We aim to learn how algorithmic SAT heuristics interact with low-level parallel systems concerns (synchronization granularity, memory locality, and thread scheduling), and what design choices drive real speedup on irregular search workloads.

Resources

• Compute: GHC lab machines (8-core Intel shared-memory CPUs), and PSC/Bridges-2 for 16+ thread scaling studies.
• Code base: sequential CDCL baseline written from scratch in C++.
• Frameworks: OpenMP for threading; C++ atomics for concurrent queues and signaling.
• Benchmarks: SAT Competition CNF sets (random 3-SAT, industrial instances), plus SAT-encoded Sudoku cases.
• Tooling: Linux profiling tools (perf, gprof) for bottleneck analysis.

References

1. Eén, N. and Sörensson, N. (2003). "An Extensible SAT Solver." SAT 2003, LNCS 2919.
2. Audemard, G. and Simon, L. (2009). "Predicting Learnt Clauses Quality in Modern SAT Solvers." IJCAI 2009.
3. Hamadi, Y., Jabbour, S., and Sais, L. (2009). "ManySAT: a Parallel SAT Solver." JSAT, 6(4).

Goals and Deliverables

Plan to Achieve (Core Success Criteria)

1. Correct sequential CDCL solver with watched literals, 1-UIP analysis, VSIDS, clause deletion, and restart policy.
2. OpenMP portfolio solver with p workers and robust SAT/UNSAT termination protocol.
3. Thread-safe clause-sharing channel and worker-side import/export integration.
4. Quality filtering (initially LBD threshold l, tuned experimentally).
5. Performance evaluation at 1/2/4/8 threads on GHC, targeting roughly 4x–6x speedup on hard instances versus sequential baseline.
6. Correctness validation: SAT solutions checked by independent verifier; UNSAT cross-checked against sequential baseline.

Hope to Achieve (Stretch)

1. Scaling studies on PSC/Bridges-2 (16/32/64 threads).
2. Adaptive sharing throttle based on worker conflict rate and queue pressure.
3. Comparative study of clause filtering strategies (LBD vs. length vs. activity).
4. Optional UNSAT certificate generation if core milestones are complete early.

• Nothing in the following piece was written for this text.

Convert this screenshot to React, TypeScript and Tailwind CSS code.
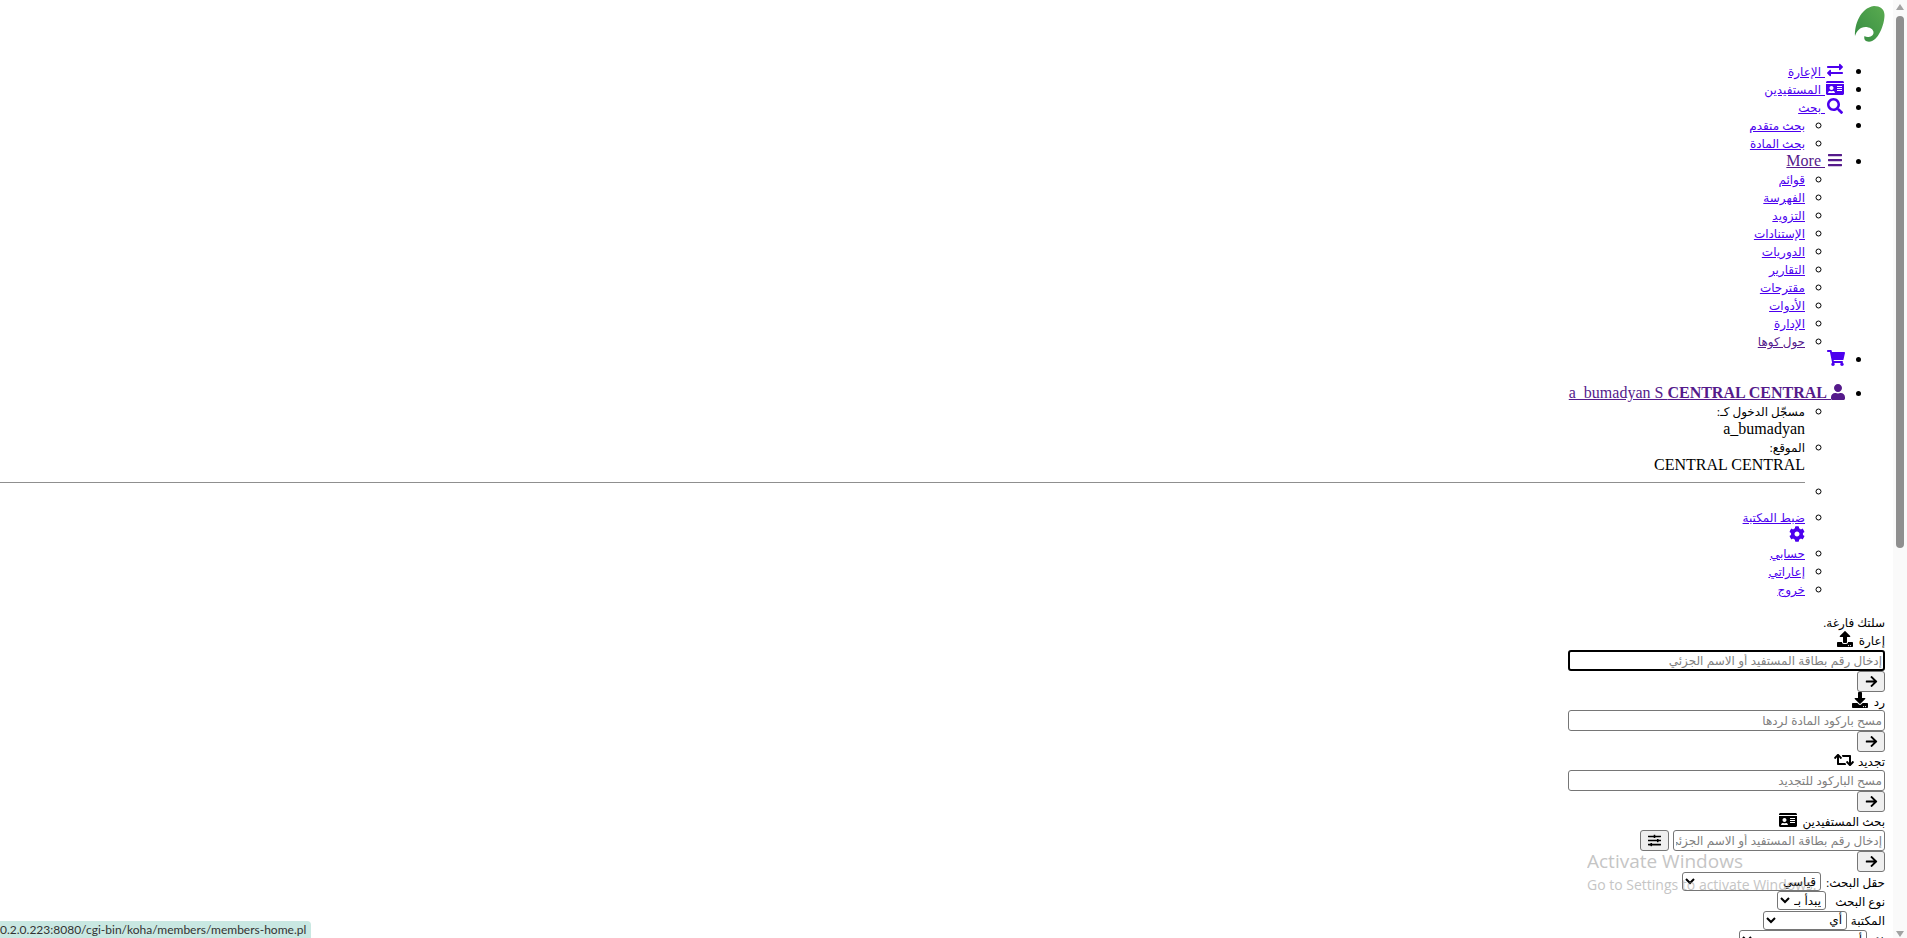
import React from "react";
import { FaExchangeAlt, FaIdCard, FaSearch, FaBars, FaShoppingCart, FaUser, FaCog, FaUpload, FaDownload, FaRetweet, FaArrowRight, FaSlidersH } from "react-icons/fa";

const blue = "text-[#4c00ee] underline";
const purple = "text-[#551a8b] underline";
const iconCls = "inline-block w-5 h-4 align-[-2px]";

function Ar({ children }: { children: React.ReactNode }) {
  return <span className="text-[12px] leading-none">{children}</span>;
}

function L({ children, visited }: { children: React.ReactNode; visited?: boolean }) {
  return <li><a href="#" className={visited ? purple : blue}>{children}</a></li>;
}

function ArrowBtn() {
  return (
    <button className="block w-[28px] h-[21px] bg-[#efefef] border border-[#767676] rounded-[3px] text-black">
      <FaArrowRight className="w-[13px] h-[13px] mx-auto" />
    </button>
  );
}

function Field({ placeholder, focus, width }: { placeholder: string; focus?: boolean; width?: string }) {
  return (
    <input
      placeholder={placeholder}
      className={
        (focus ? "border-2 border-black px-[1px] " : "border border-[#767676] px-[2px] ") +
        (width ?? "w-[317px]") +
        " block h-[21px] rounded-[3px] bg-white text-[12px] font-['Liberation_Sans','DejaVu_Sans',sans-serif] placeholder:text-[#808080]"
      }
    />
  );
}

function Sel({ value, w }: { value: string; w: string }) {
  return (
    <select className={w + " h-[19px] border border-[#767676] rounded-[3px] bg-white text-[12px] text-black font-['Liberation_Sans','DejaVu_Sans',sans-serif]"}>
      <option>{value}</option>
    </select>
  );
}

export default function App() {
  return (
    <div className="relative flex h-[938px] w-full overflow-hidden bg-white text-black text-[16px] leading-[18px] font-['Liberation_Serif','DejaVu_Sans',serif]">
      <div dir="rtl" className="flex-1 min-w-0 overflow-hidden px-2">
        <div className="h-[46px] pt-[5px]">
          <svg width="31" height="38" viewBox="0 0 31 38" className="block">
            <defs>
              <linearGradient id="leaf" x1="1" y1="0" x2="0" y2="1">
                <stop offset="0" stopColor="#5aab50" />
                <stop offset="1" stopColor="#358c42" />
              </linearGradient>
            </defs>
            <path
              d="M20 1 C26 1 30.5 4 30.5 10 C30.5 20 24 36.7 15 36.7 C11.5 36.7 9.5 34.5 10.5 31 C13 33 19 32 19.5 28 C20 24 15 22 11.5 22 C6 22 2.5 26 1 31 C0.5 20 6 3 20 1 Z"
              fill="url(#leaf)"
            />
          </svg>
        </div>

        <ul className="list-disc pr-10 mt-4 mb-[15px]">
          <L><FaExchangeAlt className={iconCls} /> <Ar>الإعارة</Ar> </L>
          <L><FaIdCard className={iconCls} /> <Ar>المستفيدين</Ar> </L>
          <L><FaSearch className={iconCls} /> <Ar>بحث</Ar> </L>
          <li>
            <ul className="list-[circle] pr-10">
              <L><Ar>بحث متقدم</Ar></L>
              <L><Ar>بحث المادة</Ar></L>
            </ul>
          </li>
          <L visited><FaBars className={iconCls} /> More </L>
          <li className="list-none">
            <ul className="list-[circle] pr-10">
              <L><Ar>قوائم</Ar></L>
              <L><Ar>الفهرسة</Ar></L>
              <L><Ar>التزويد</Ar></L>
              <L><Ar>الإستنادات</Ar></L>
              <L><Ar>الدوريات</Ar></L>
              <L><Ar>التقارير</Ar></L>
              <L><Ar>مقترحات</Ar></L>
              <L><Ar>الأدوات</Ar></L>
              <L><Ar>الإدارة</Ar></L>
              <L visited><Ar>حول كوها</Ar></L>
            </ul>
          </li>
          <li className="h-[34px]"><a href="#" className="text-[#4c00ee]"><FaShoppingCart className="inline-block w-[18px] h-4 align-[-2px]" /></a></li>
          <li>
            <a href="#" className={purple}>
              <FaUser className="inline-block w-[14px] h-4 align-[-2px]" /> a_bumadyan S <span className="font-bold">CENTRAL CENTRAL</span>
            </a>
            <ul className="list-[circle] pr-10">
              <li><Ar>مسجّل الدخول كـ:</Ar><br /><span>a_bumadyan</span></li>
              <li><Ar>الموقع:</Ar><br /><span>CENTRAL CENTRAL</span></li>
              <li className="h-[26px]"><hr className="my-2 ml-[-100px] border-t border-[#8f8f8f]" /></li>
              <li>
                <a href="#" className={blue}><Ar>ضبط المكتبة</Ar></a>
                <br />
                <a href="#" className="text-[#4c00ee]"><FaCog className="inline-block w-4 h-4 align-[-2px]" /></a>
              </li>
              <L><Ar>حسابي</Ar></L>
              <L><Ar>إعاراتي</Ar></L>
              <L><Ar>خروج</Ar></L>
            </ul>
          </li>
        </ul>

        <div><Ar>سلتك فارغة.</Ar></div>
        <div className="h-[19px]"><Ar>إعارة</Ar> <FaUpload className={iconCls} /></div>
        <Field placeholder="إدخال رقم بطاقة المستفيد أو الاسم الجزئي" focus />
        <ArrowBtn />
        <div><Ar>رد</Ar> <FaDownload className={iconCls} /></div>
        <Field placeholder="مسح باركود المادة لردها" />
        <ArrowBtn />
        <div><Ar>تجديد</Ar> <FaRetweet className={iconCls} /></div>
        <Field placeholder="مسح الباركود للتجديد" />
        <ArrowBtn />
        <div><Ar>بحث المستفيدين</Ar> <FaIdCard className={iconCls} /></div>
        <div className="flex gap-[4px]">
          <Field placeholder="إدخال رقم بطاقة المستفيد أو الاسم الجزئي" width="w-[212px]" />
          <button className="w-[29px] h-[21px] bg-[#efefef] border border-[#767676] rounded-[3px]">
            <FaSlidersH className="w-[13px] h-[13px] mx-auto" />
          </button>
        </div>
        <ArrowBtn />
        <div className="flex items-center h-[19px]"><span className="w-[64px] shrink-0"><Ar>حقل البحث:</Ar></span><Sel value="قياسي" w="w-[139px]" /></div>
        <div className="flex items-center h-[19px]"><span className="w-[59px] shrink-0"><Ar>نوع البحث</Ar></span><Sel value="يبدأ بـ" w="w-[49px]" /></div>
        <div className="flex items-center h-[20px]"><span className="w-[38px] shrink-0"><Ar>المكتبة</Ar></span><Sel value="أي" w="w-[84px]" /></div>
        <div className="flex items-center h-[19px]"><span className="w-[18px] shrink-0"><Ar>فئة</Ar></span><Sel value="أي" w="w-[128px]" /></div>
      </div>

      <div className="relative w-[14px] shrink-0 bg-[#fafafa] flex flex-col items-center">
        <div className="mt-[4px] w-0 h-0 border-x-[4px] border-x-transparent border-b-[6px] border-b-[#a3a3a3]" />
        <div className="mt-[6px] w-[8px] h-[532px] rounded-[4px] bg-[#8f8f8f]" />
        <div className="mt-auto mb-[1px] w-0 h-0 border-x-[4px] border-x-transparent border-t-[6px] border-t-[#a3a3a3]" />
      </div>

      <div className="absolute left-[1587px] top-[846px] font-['Open_Sans',sans-serif] text-[#8c8c8c] opacity-50 pointer-events-none">
        <div className="text-[19px] leading-[30px]">Activate Windows</div>
        <div className="text-[14px] leading-[22px] mt-[-2px]">Go to Settings to activate Windows.</div>
      </div>

      <div className="absolute left-0 bottom-0 w-[311px] h-[17px] bg-[#c9e8e2] rounded-tr-[4px] overflow-hidden whitespace-nowrap text-[12px] leading-[17px] text-[#333333] font-['Lato',sans-serif]">
        0.2.0.223:8080/cgi-bin/koha/members/members-home.pl
      </div>
    </div>
  );
}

Fallback Goals (If Progress Is Slower)

If full shared-clause integration becomes unstable or too costly within the timeline, we will deliver a correct no-sharing parallel portfolio solver plus a rigorous analysis of where speedup is gained and where it is lost.

Deliverables

• Code repository with sequential and parallel implementations.
• Milestone report with preliminary correctness and speedup data.
• Final report with methods, experiments, and analysis.
• Poster and live demo including speedup and sensitivity plots.

Platform Choice

Multi-core CPUs with OpenMP are a strong fit for CDCL portfolio solving because workers can share learned clauses through low-latency shared memory rather than message serialization. This model mirrors successful industrial parallel SAT designs and allows rapid iteration on synchronization policies and memory layout. It also maps naturally from 8-core GHC hosts to higher-core-count PSC nodes for scalability analysis.

Schedule

Week 1 (Mar 25 – Mar 31): Sequential Core Infrastructure

• Both: repository setup, build/test conventions, benchmark harness skeleton.
• Om: DIMACS parser + clause/literal representation + watched-literal storage layout.
• Alan: BCP kernel + assignment trail + initial decision routine.
• Both: unit tests on handcrafted SAT/UNSAT inputs; debug trail consistency.

Week 2 (Apr 1 – Apr 7): Complete Sequential CDCL

• Om: 1-UIP conflict analysis + non-chronological backjumping.
• Alan: VSIDS heap + Luby restarts + integration into search loop.
• Om: learned-clause management and periodic deletion.
• Both: full benchmark correctness run and baseline performance capture.

Week 3 (Apr 8 – Apr 14): Parallel Framework + Milestone

• Om: encapsulate per-thread state in SolverWorker.
• Alan: OpenMP worker launch, randomization policy, SAT/UNSAT global termination.
• Om: lock-free/shared queue for learned clauses + export path.
• Alan: import path at restart boundaries with safe watcher initialization.
• Both: milestone writeup (correctness status, 1/2/4/8 thread preliminary scaling, updated risk plan).

Week 4 (Apr 15 – Apr 21): Optimization and Profiling

• Both: tune clause-sharing threshold l and export frequency on multiple benchmark families.
• Alan: implement export-budget cap per restart and back-pressure handling.
• Om: profile runtime breakdown (BCP, analysis, sharing overhead) and identify cache/sync bottlenecks.
• Both: iterate on data structure/layout improvements.

Week 5 (Apr 22 – Apr 28): Full Evaluation + Poster Draft

• Both: complete GHC experiments at 1/2/4/8 threads across benchmark sets.
• Alan: run no-sharing vs. sharing ablation and quantify portfolio effect.
• Om: generate plots (speedup, time breakdown, sensitivity to l/deletion rate).
• Both: verify SAT assignments and UNSAT outcomes; draft poster and report figures/tables.

Week 6 (Apr 29 – May 1): Finalization and Submission

• Both: finalize report text and publish links/artifacts on project page.
• Om: submit final report PDF.
• Alan: submit source code package.
• Both: finalize/print poster and rehearse demo for May 1 session.